I would accept congratulations for staying focused, but the reality is that I find myself thinking much less about forever, as if I am no longer privy to the story it holds. Or perhaps because when love left, I flew away, further than the ceiling tiles had ever taken me before. This is not to say a heartbreak made me realize my dreams of seeing the world - because those existed far before love made any difference to me. Love just made the world look much bigger, it made light look brighter, smell and taste richer, and touch - touch transcended the sense I had been familiar with and became paired with a buzzing energy that would set fire to somewhere near my diaphragm and make my skin feel like I was floating through a feather duster carwash.


[Un]fortunately, my senses have stayed the same way in its absence.


Sometimes making a frozen pond out of my lungs, too cold to breathe deeply; smell and taste beg for spice, familiarity, and a particular kind of laundry detergent; and touch has focused on being a reflex. Every bump to the elbow elicits a gasp, every hand between my shoulder blades a crawling chill down my spine, a hug summoning tears, and the sun on my skin a vacuum for the bad - I can feel and store the energy to sprint in the balls of my feet almost perpetually.


Chronologically, this is probably part of development - cognition, comprehension, furthering mindful awareness. Normal. And while I accept that may be true - I’d like to believe it is something a little less concrete; that I have experienced a series of events to make my sensory abilities higher than I can recall, or that I have been through something that opened my neuro-receptors to more stimulation. I don’t know science. But I wonder about it.


When love left, I flew. Slowly but surely, from my emaciated fetal position; I picked up my head, and hobbled into occupation. I picked up a book, then another, and let the words carry me, one foot in front of the other. I left home to live in the tropics and try a new kind of school. I found a way to go to school in Central America, and another way in Southern Africa. I found myself looking at city lights, bright and unfamiliar to me. Languages blurred together as latitude and longitude became the opposite of always.

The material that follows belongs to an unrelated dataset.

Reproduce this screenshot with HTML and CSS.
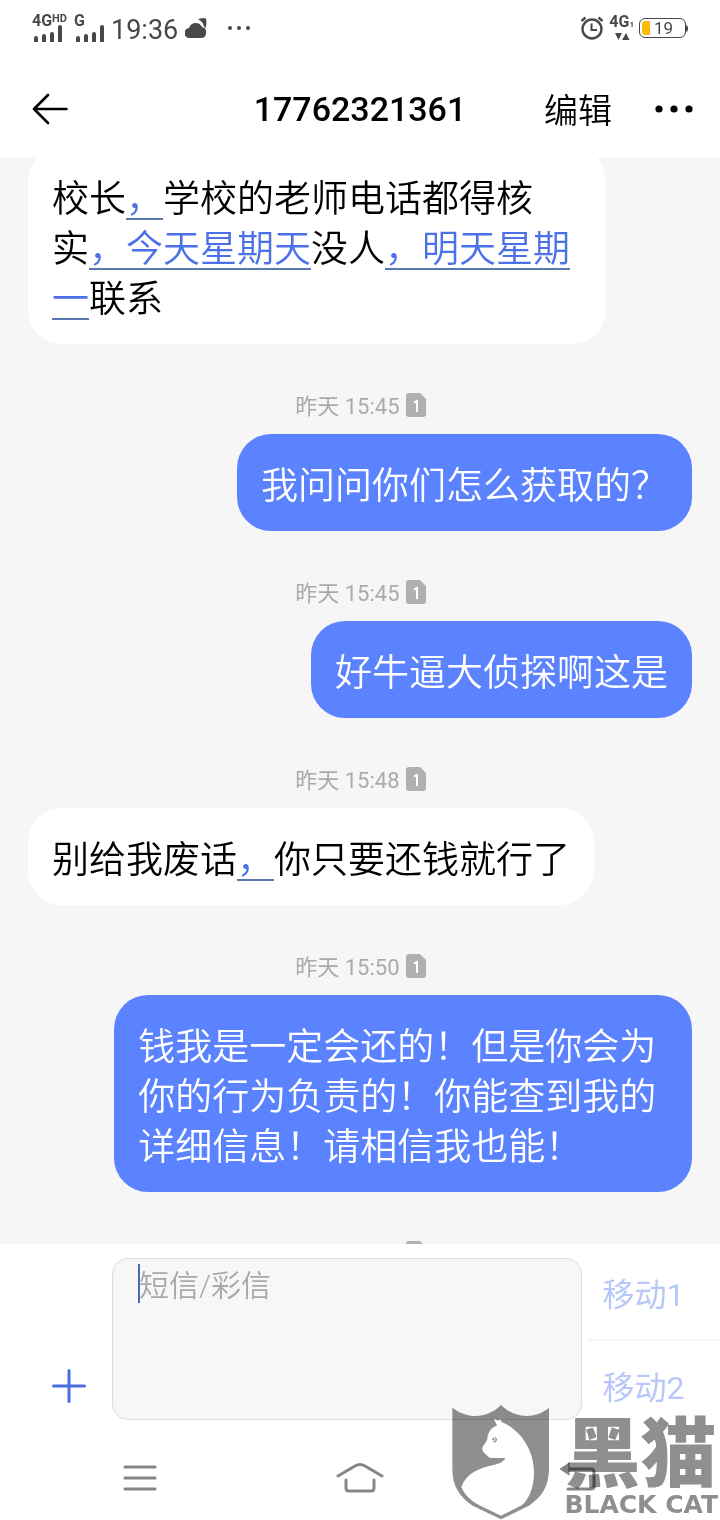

Life became the daydreams of flying away whenever the thought occurred to do so, and in many ways, my mind left my body to fend for itself in remote deserts, quiet European suburbs, and silent downtown alleyways.


I looked at the stars, as an infinite series of specks - like a ceiling tile with no edges or shapes or entries or exodus. I saw the stars in Iceland if I remember correctly. I had looked at them plenty of times before - I grew up in one of the best places to look at stars in my unprofessional opinion - but at 4am local time, on the ice covered tarmac of Reykjavik - something looked different, more important. I had received my visa to study in South Africa the day before, close to giving up on the semester until the package arrived at the door. I hadn’t slept in 3 days, having just returned from a bittersweet road trip. Had I packed everything? Was my paperwork in order? Were my flights on time? How to I get to where I’m meant to go in Switzerland again? While walking in the herd of fair-haired people from the shuttle bus to the plane, my questions turned me towards the winter sky where the fingertips of the Aurora Borealis were tickling what I could barely make out to be a small mountain formation. The stars were screaming with elation. Somehow the inanimate cosmos were alive and demanding to know what in the world I thought I was doing.

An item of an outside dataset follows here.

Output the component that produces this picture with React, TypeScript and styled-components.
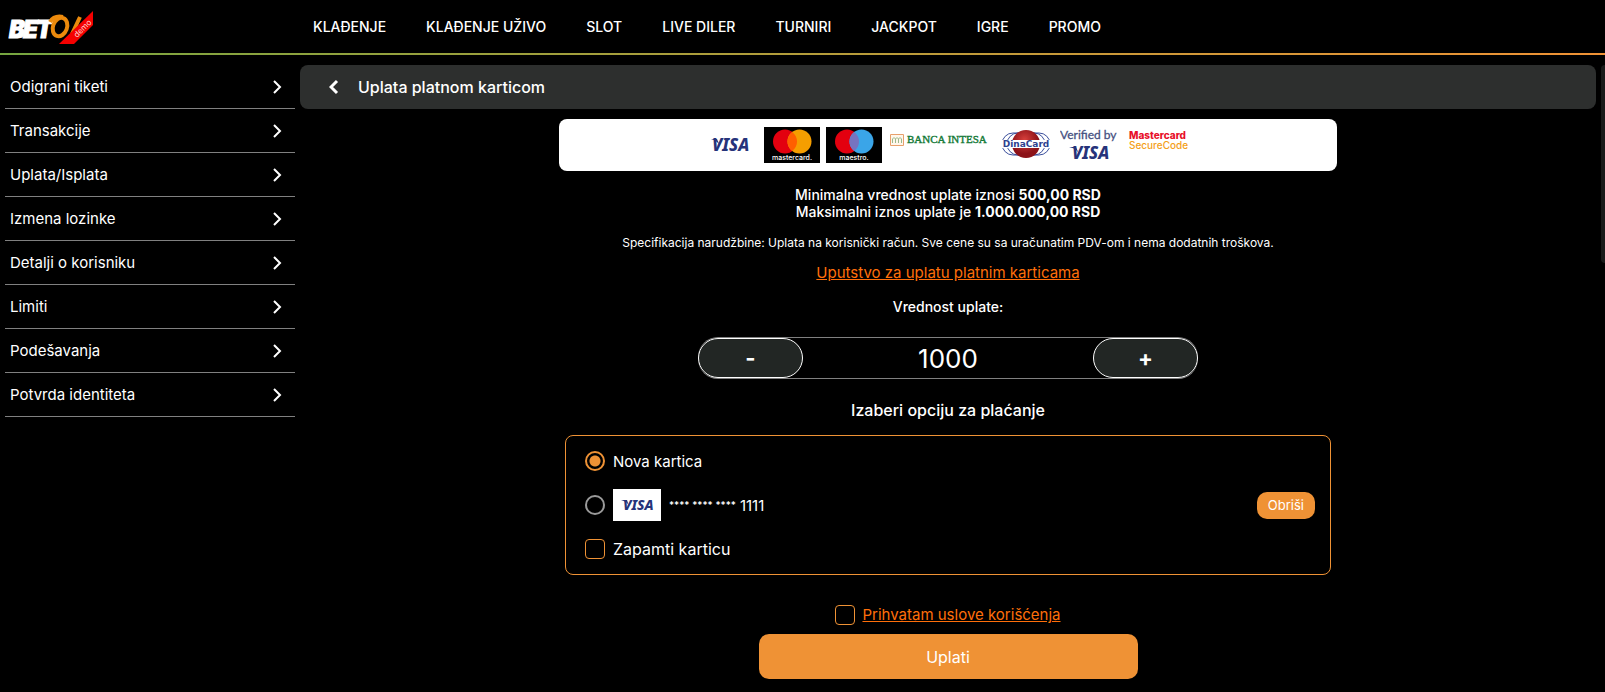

I shot the response back with my eyes as I blinked away astonished tears. “I’m lost… I just feel like I’m supposed to be going, anywhere, away” and I climbed up into the plane.


The feeling on the plane from Iceland to Switzerland was one I hadn’t felt before that, and have felt only a fleeting amount in the time since - always accompanied by an exhausted delirium. I felt very small, beyond claustrophobic and toeing the idea of a box that kept shrinking with me shrinking within it - or maybe the feeling when I hit water after a jump from a tall height and for a splint second can’t quite tell which way is up. I had an itinerary to follow from plane to plane and borrowed bed to borrowed bed - an adventure to be elated in anticipation of, but I found myself looking at the plastic interior of the plane’s ceiling and willing it suck me up and shoot me back into my bed at the home I had run from two years prior. I lacked a ceiling tile portal to climb through, or even approximately 540 specks to count my way back to calm. I don’t know whether such a feeling of melancholy overstimulation exists in a word - but I know that it was awash me in only the most cosmic way.


Since that moment, more than a year ago to this day, my senses have commanded my experience of the world. The taste of food explaining the desires of the people I am around - salty, sweet, earthy, rich; the smells warning me of which way to turn - foul indicating a time to turn around, fresh baked bread beckoning me ever closer, the tickle of smoke from a fire yelling “come and be nowhere but here and now;” the colors show of dawn and dusk promising more, and the sight of a crowd swaying in time - a message that I am one of us too. Touch has become raw. A handshake always firm and inquisitive, a hug always tight as if it could be the last; and pain now a test of endurance rather than a submission to suffering - gratitude for a sunburn, a relish for the near never sensation of a body sleeping next to mine, and a prickly anticipation for anything set to enter my personal bubble. But sound has set me free - to see patterns in the clouds and think of velvet any time I hear a lap steel guitar, my eyelids perform laser light shows in time with the bump of bass in my ears and the shiver of leaves in the wind is a reminder that at least wind always acts outside of time and space and me.


Whether there is a scientific explanation for this shift in the way information is processed in my body, I honestly don’t know. And even if there is, I’d prefer to keep it perplexing. I’d like to maintain the process of counting ceiling speckles and the infinite number of stars on a journey to clarity - I’d like to trust the sensory signals guiding me now as real, and important, and honest, because they seem to have led me astray far less than words, or promises, or daydreams have.